5 Ways to Ask Clear, Confident Questions.

When you first start attending philosophy presentations you are often faced with new and complex ideas. It can be difficult even to maintain your concentration, and so there’s no wonder that many people feel nervous asking questions during the Q&A sessions at the end of talks.

Members of under-represented groups can face additional problems, too. We can suffer from stereotype threat, which can result in physical stress and underachievement in situations where our membership of that group is made salient (eg. being the only woman in a room full of men), and if others in the audience have implicit biases then we risk our contributions being taken less charitably than if they came from someone who isn’t a member of an underrepresented group. If the presentation language is different to your first language too, then this can add another source of stress.*

Generally asking questions gets easier with time, but there are things you can do to help speed up the process. One big thing is to get to know people in the department – you’ll feel more comfortable if you’re not sat in a room full of strangers, and you’ll also be able to share experiences and tips with each other. In the spirit of sharing experiences and advice, here are five things that I have found helpful for asking clear and confident questions:

1. Start with clarificatory questions

Clarificatory questions ask the speaker to explain some argument or concept in more detail. They don’t make a point about the talk, or raise a problem (although sometimes they will lead into one), and so when I first started asking questions I found them a less intimidating option. Then, once I’d got into the habit of speaking during Q&As, some of my nervousness subsided. Just exposing yourself to the experience of asking questions is really important, and asking clarificatory questions allows you to do that without putting yourself under too much pressure. (I also found attending and asking questions at the PG WiP seminar very useful for this, as the audience tends to be mostly postgrads.)

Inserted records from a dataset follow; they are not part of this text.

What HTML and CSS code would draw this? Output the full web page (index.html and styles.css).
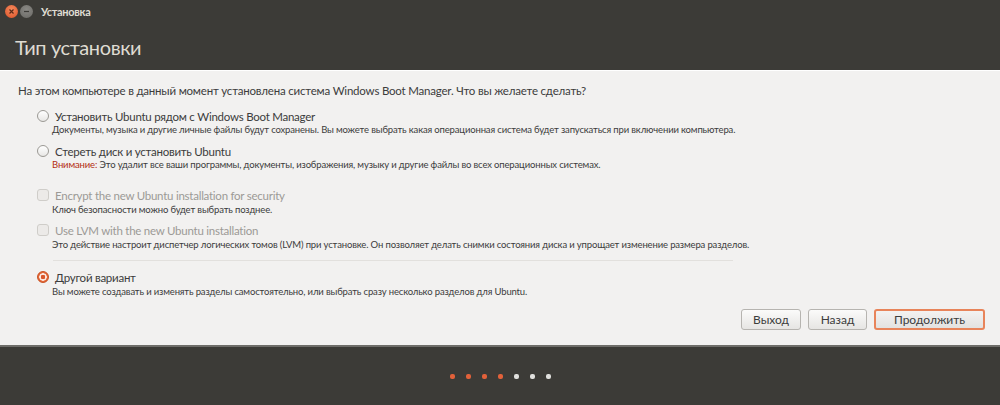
FILE: index.html
```html
<!DOCTYPE html>
<html lang="ru">
<head>
    <meta charset="UTF-8">
    <title>Установка</title>
    <link rel="stylesheet" href="styles.css">
</head>
<body>
    <div class="window">
        <div class="titlebar">
            <span class="wm-btn wm-close">
                <svg width="7" height="7" viewBox="0 0 7 7"><path d="M1.5 1.5L5.5 5.5M5.5 1.5L1.5 5.5" stroke="#5a2a18" stroke-width="1.2"/></svg>
            </span>
            <span class="wm-btn wm-min">
                <svg width="7" height="7" viewBox="0 0 7 7"><path d="M1 3.5H6" stroke="#3c3b37" stroke-width="1.2"/></svg>
            </span>
            <span class="wm-title">Установка</span>
        </div>

        <div class="header">
            <h1>Тип установки</h1>
        </div>

        <div class="content">
            <p class="question">На этом компьютере в данный момент установлена система Windows Boot Manager. Что вы желаете сделать?</p>

            <div class="options">
                <div class="option">
                    <div class="row"><span class="radio"></span><span class="label">Установить Ubuntu рядом с Windows Boot Manager</span></div>
                    <div class="desc">Документы, музыка и другие личные файлы будут сохранены. Вы можете выбрать какая операционная система будет запускаться при включении компьютера.</div>
                </div>
                <div class="option">
                    <div class="row"><span class="radio"></span><span class="label">Стереть диск и установить Ubuntu</span></div>
                    <div class="desc"><span class="warn">Внимание:</span> Это удалит все ваши программы, документы, изображения, музыку и другие файлы во всех операционных системах.</div>
                </div>

                <div class="option chk first">
                    <div class="row"><span class="check"></span><span class="label off">Encrypt the new Ubuntu installation for security</span></div>
                    <div class="desc">Ключ безопасности можно будет выбрать позднее.</div>
                </div>
                <div class="option chk">
                    <div class="row"><span class="check"></span><span class="label off">Use LVM with the new Ubuntu installation</span></div>
                    <div class="desc">Это действие настроит диспетчер логических томов (LVM) при установке. Он позволяет делать снимки состояния диска и упрощает изменение размера разделов.</div>
                </div>

                <hr class="sep">

                <div class="option last">
                    <div class="row"><span class="radio on"></span><span class="label">Другой вариант</span></div>
                    <div class="desc">Вы можете создавать и изменять разделы самостоятельно, или выбрать сразу несколько разделов для Ubuntu.</div>
                </div>
            </div>

            <div class="buttons">
                <button type="button" class="quit">Выход</button>
                <button type="button" class="back">Назад</button>
                <button type="button" class="primary">Продолжить</button>
            </div>
        </div>

        <div class="footer">
            <span class="dot done"></span>
            <span class="dot done"></span>
            <span class="dot done"></span>
            <span class="dot done"></span>
            <span class="dot"></span>
            <span class="dot"></span>
            <span class="dot"></span>
        </div>
    </div>
</body>
</html>
```

FILE: styles.css
```css
body {
    margin: 0;
    font-family: Lato, "Open Sans", sans-serif;
    background-color: #3c3b37;
}
.window {
    width: 1000px;
    height: 405px;
    display: flex;
    flex-direction: column;
}
.titlebar {
    height: 22px;
    display: flex;
    align-items: center;
    padding-left: 5px;
    background-color: #3c3b37;
}
.wm-btn {
    width: 13px;
    height: 13px;
    border-radius: 50%;
    display: flex;
    align-items: center;
    justify-content: center;
    margin-right: 2px;
}
.wm-close {
    background: radial-gradient(circle at 50% 35%, #f58a5d, #dc5127);
}
.wm-min {
    background: radial-gradient(circle at 50% 35%, #8a8985, #6a6965);
}
.wm-title {
    margin-left: 6px;
    color: #dfdbd2;
    font-size: 11px;
    font-weight: bold;
    letter-spacing: -0.3px;
}
.header {
    height: 48px;
    display: flex;
    align-items: center;
    padding-left: 15px;
    border-bottom: 1px solid #ffffff;
}
h1 {
    margin: 0;
    margin-top: 1px;
    font-size: 20px;
    font-weight: normal;
    letter-spacing: -0.4px;
    color: #dfdbd2;
}
.content {
    flex: 1;
    background-color: #f2f1f0;
    padding: 0 15px 0 18px;
    display: flex;
    flex-direction: column;
    border-bottom: 2px solid #6e6d69;
}
.question {
    margin: 12px 0 10px;
    font-size: 11.5px;
    letter-spacing: -0.2px;
    line-height: 16px;
    color: #3c3c3c;
}
.options {
    padding-left: 19px;
}
.option {
    margin-bottom: 7px;
}
.option.chk.first {
    margin-top: 15px;
}
.option.chk {
    margin-bottom: 5px;
}
.option.chk .row,
.option.last .row {
    height: 16px;
}
.option.last {
    margin-bottom: 0;
}
.row {
    display: flex;
    align-items: center;
    height: 14px;
}
.label {
    margin-left: 6px;
    font-size: 11.5px;
    letter-spacing: -0.25px;
    color: #3c3c3c;
}
.label.off {
    color: #9c9a96;
}
.desc {
    margin-left: 15px;
    font-size: 9.5px;
    letter-spacing: -0.15px;
    color: #3c3c3c;
    line-height: 14px;
}
.warn {
    color: #b22d12;
}
.radio {
    width: 10px;
    height: 10px;
    border: 1px solid #9b9994;
    border-radius: 50%;
    background: linear-gradient(#ffffff, #e8e7e5);
}
.radio.on {
    border-color: #c9501f;
    background: radial-gradient(circle, #d9562a 0 2px, #fbe7dd 2.5px 3.5px, #e4683a 4px);
}
.check {
    width: 10px;
    height: 10px;
    border: 1px solid #cfcdc9;
    border-radius: 3px;
    background-color: #eceae8;
}
.sep {
    margin: 8px 0 8px 16px;
    width: 680px;
    border: none;
    border-top: 1px solid #e2e0dd;
}
.buttons {
    display: flex;
    justify-content: flex-end;
    gap: 7px;
    margin-top: 10px;
}
button {
    height: 21px;
    padding: 0;
    font-family: inherit;
    font-size: 12px;
    color: #3c3c3c;
    border: 1px solid #b6b4b0;
    border-radius: 3px;
    background: linear-gradient(#fbfbfa, #e6e5e3);
}
button.quit {
    width: 60px;
}
button.back {
    width: 59px;
}
button.primary {
    width: 111px;
    border: 2px solid #e8845a;
    background: linear-gradient(#f3f2f1, #e3e2e0);
}
.footer {
    height: 58px;
    display: flex;
    justify-content: center;
    align-items: center;
    gap: 11px;
    background-color: #3c3b37;
}
.dot {
    width: 5px;
    height: 5px;
    border-radius: 2px;
    background-color: #e0e0dd;
}
.dot.done {
    background-color: #e2613a;
}
```
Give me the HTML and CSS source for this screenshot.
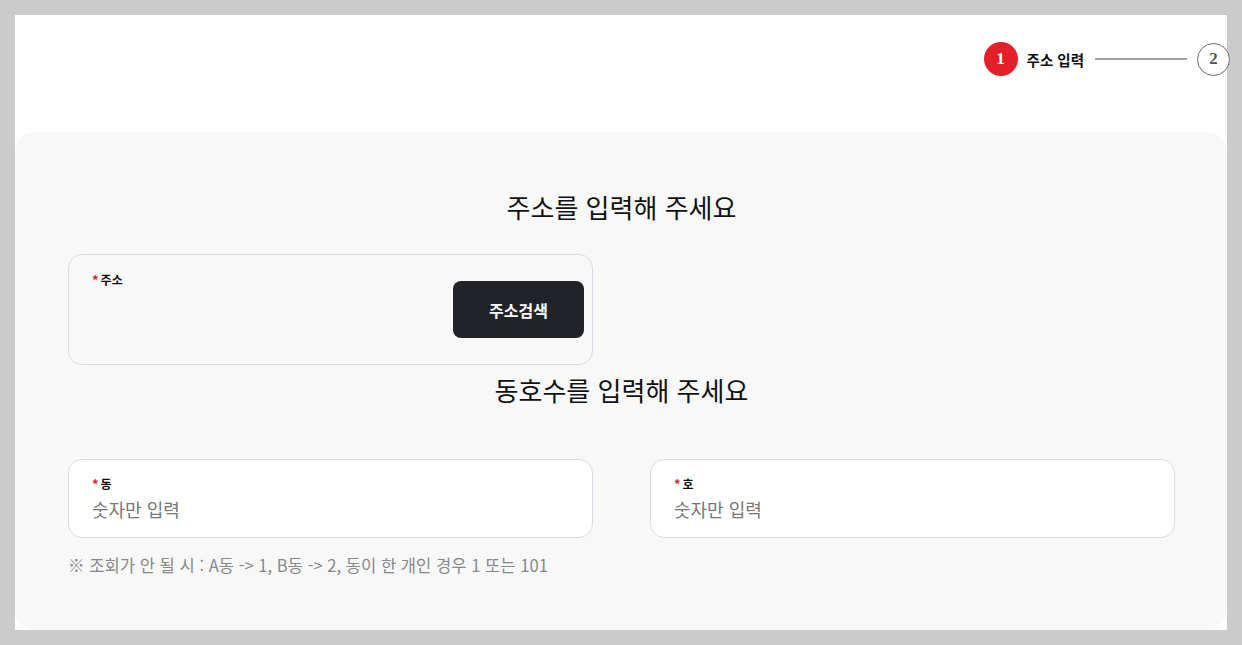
FILE: index.html
```html
<!DOCTYPE html>
<html lang="ko">
<head>
<meta charset="utf-8">
<link rel="stylesheet" href="styles.css">
</head>
<body>
<div class="page">
  <header class="header">
    <div class="stepper">
      <span class="step step-active">1</span>
      <span class="step-label">주소 입력</span>
      <span class="step-line"></span>
      <span class="step step-next">2</span>
    </div>
  </header>
  <main class="card">
    <h2 class="title">주소를 입력해 주세요</h2>
    <div class="grid">
      <div class="field field-address">
        <div class="label"><span class="req">*</span>주소</div>
        <button class="search-btn">주소검색</button>
      </div>
    </div>
    <h2 class="title title-second">동호수를 입력해 주세요</h2>
    <div class="grid">
      <div class="field field-input">
        <div class="label"><span class="req">*</span>동</div>
        <div class="placeholder">숫자만 입력</div>
      </div>
      <div class="field field-input">
        <div class="label"><span class="req">*</span>호</div>
        <div class="placeholder">숫자만 입력</div>
      </div>
    </div>
    <p class="note">※ 조회가 안 될 시 : A동 -&gt; 1, B동 -&gt; 2, 동이 한 개인 경우 1 또는 101</p>
  </main>
</div>
</body>
</html>
```

FILE: styles.css
```css
* { box-sizing: border-box; }
html, body { margin: 0; padding: 0; }
body {
  background: #cbcbcb;
  padding: 15px;
  font-family: "Noto Sans CJK KR", "Noto Sans", sans-serif;
  color: #222;
  width: 1242px;
  height: 645px;
  overflow: hidden;
}
.page {
  width: 1212px;
  height: 615px;
  background: #fff;
  display: flex;
  flex-direction: column;
}
.header {
  height: 117px;
  display: flex;
  justify-content: flex-end;
  padding-top: 27px;
}
.stepper {
  display: flex;
  align-items: center;
  height: 34px;
  margin-right: -3px;
}
.step {
  display: flex;
  align-items: center;
  justify-content: center;
  width: 34px;
  height: 34px;
  border-radius: 50%;
  font-family: "Liberation Serif", serif;
  font-weight: bold;
  font-size: 17px;
}
.step-active {
  background: #e51f2a;
  color: #fff;
}
.step-next {
  width: 33px;
  height: 33px;
  background: #fff;
  border: 1px solid #6b6b6b;
  color: #555;
}
.step-label {
  margin-left: 9px;
  font-size: 14.5px;
  font-weight: bold;
  color: #111;
}
.step-line {
  width: 92px;
  height: 2px;
  background: #9ca1ab;
  margin: 0 10px 0 11px;
}
.card {
  flex: 1;
  background: #f8f8f9;
  border-radius: 20px;
  padding: 24px 52px 0 53px;
}
.title {
  margin: 0;
  text-align: center;
  font-size: 26px;
  font-weight: 400;
  line-height: 50px;
  color: #111;
  margin-top: 26px;
}
.title-second {
  margin-top: 0;
  margin-bottom: 44px;
}
.grid {
  display: grid;
  grid-template-columns: 525px 525px;
  column-gap: 57px;
}
.field {
  border: 1px solid #d9dbe6;
  border-radius: 14px;
}
.field-address {
  margin-top: 22px;
  height: 111px;
  display: flex;
  justify-content: space-between;
  align-items: flex-start;
  padding: 17px 8px 0 23px;
  background: #f8f8f9;
}
.label {
  font-size: 12px;
  font-weight: bold;
  line-height: 16px;
  color: #111;
  display: flex;
  align-items: flex-start;
}
.req {
  color: #e5202a;
  margin-right: 2px;
  font-size: 13px;
}
.search-btn {
  margin-top: 9px;
  width: 131px;
  height: 57px;
  border: none;
  border-radius: 8px;
  background: #222328;
  color: #fff;
  font-family: inherit;
  font-size: 16px;
  font-weight: bold;
}
.field-input {
  height: 79px;
  background: #fff;
  padding: 16px 22px 0 23px;
}
.placeholder {
  margin-top: 4px;
  font-size: 18px;
  line-height: 26px;
  color: #777;
}
.note {
  margin: 17px 0 0 0;
  font-size: 16.6px;
  line-height: 20px;
  color: #888;
}
```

You might feel embarrassed about asking for clarification because you see it as revealing a gap in your understanding, but there are ways to de-emphasise this. By being specific you can demonstrate the understanding you do have, and make it easier for the speaker to answer you. For example, rather than asking “Can you explain the problem with X’s view again?”, aim for something more like: “When criticising X’s view you made a distinction between [concept a] and [concept b], but I’m struggling to see the difference between them – could you go over that again?”.

If you need ideas, then…

2. Listen to other people (and think about phrasing).

This might sound obvious, but I’ve found it really useful to listen to how other, more experienced philosophers ask questions. There are lots of phrases, and ways of structuring questions, that (rightly or wrongly) seem to mark out some questions as ‘good’ and others as less so. Once I made a point of noticing these I didn’t just find that my questions improved, but I started to believe that more of the thoughts I had were question-worthy in the first place.

Here’s an example: A little while ago I attended a talk (outside of Edinburgh) which was on the finer points of a topic, X, that I knew nothing about. The speaker didn’t explain what X was, or why it was important, and so I wasn’t able to get much from the talk. What I really wanted to ask was “Why should I care about X?”, but this didn’t seem like a very ‘good’ question – I thought I’d just demonstrate my own ignorance (not to mention sound rude), and bore everyone else by forcing the speaker to explain the basics to me. In the end, after reflecting on how people who ask ‘good’ questions structure things, I ended up saying something like “I’m interested in the consequences of your conclusion; what other things do we have to believe, or stop believing, if we accept it?”. Not only did this result in an enlightening answer from the speaker, but afterwards several people told me that they had found it useful.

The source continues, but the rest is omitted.